Fitting HSTMs for a new dataset
This repository also supports fitting HSTMs for your own text data. It requires a few steps.
As a running example, suppose your setting is called myDataset
.
First, you'll neeed to implement a function in data/load_data_from_text.py
that processes your raw text and labels and returns two array objects:
tuple(np.array, np.array)
The first must be an array of texts (string) and the second is an array of labels. The other functions in the script can provide a template for processing your data. For consistency, it's recommmended that your function is called load_myDatset
.
Note: The code is currently written to support 0/1 labels and real-valued labels.
Second, you'll need to minimally modify data/dataset.py
. To the import statement on line [17], add your newly created function:
from data.load_data_from_text import ..., load_myDataset
If your load function involves any special arguments, modify the function parse_args
on line [52] accordingly.
Then, to the load_data_from_raw
function on line [63], add your setting:
...
elif data == 'myDataset':
docs, responses = load_myDataset(...)
We're almost ready to fit HSTMs.
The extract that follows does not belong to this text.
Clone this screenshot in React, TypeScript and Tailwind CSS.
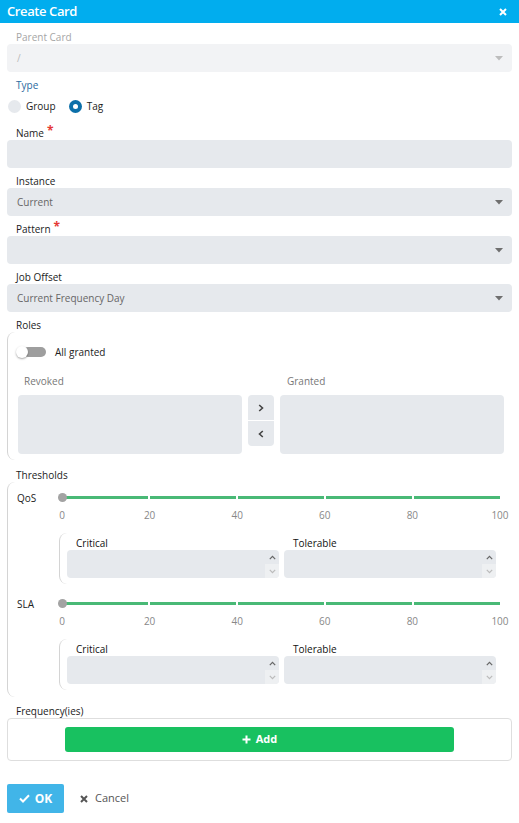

It is highly recommended that you review the description of the list of experiment flags and their default values, by running:
python -m experiment.run_experiment --help
For example, take note of flags like num_topics, train_test_mode, train_size, C, C_topics
. These tend to be dataset specific. You may need to add new flags to support any special arguments your load_myDataset
function.
Finally, you can run:
python -m experiment.run_experiment --data=mySetting --model=hstm-all
We recommend stepping through the scripts we used to produce tables 1 and 2 (in the previous section) as a template for tuning parameters like C
and C_topics
.
References
- [2] Mcauliffe, J. and Blei, D., 2007. Supervised topic models. In NeurIPS.
- [3] Card, D., Tan, C., and Smith, N.A., 2017. Neural Models for Documents with Metadata. In NAACL.
- [4] Devlin, J., Chang, M.W., Lee, K. and Toutanova, K., 2018. Bert: Pre-training of deep bidirectional transformers for language understanding. arXiv preprint arXiv:1810.04805.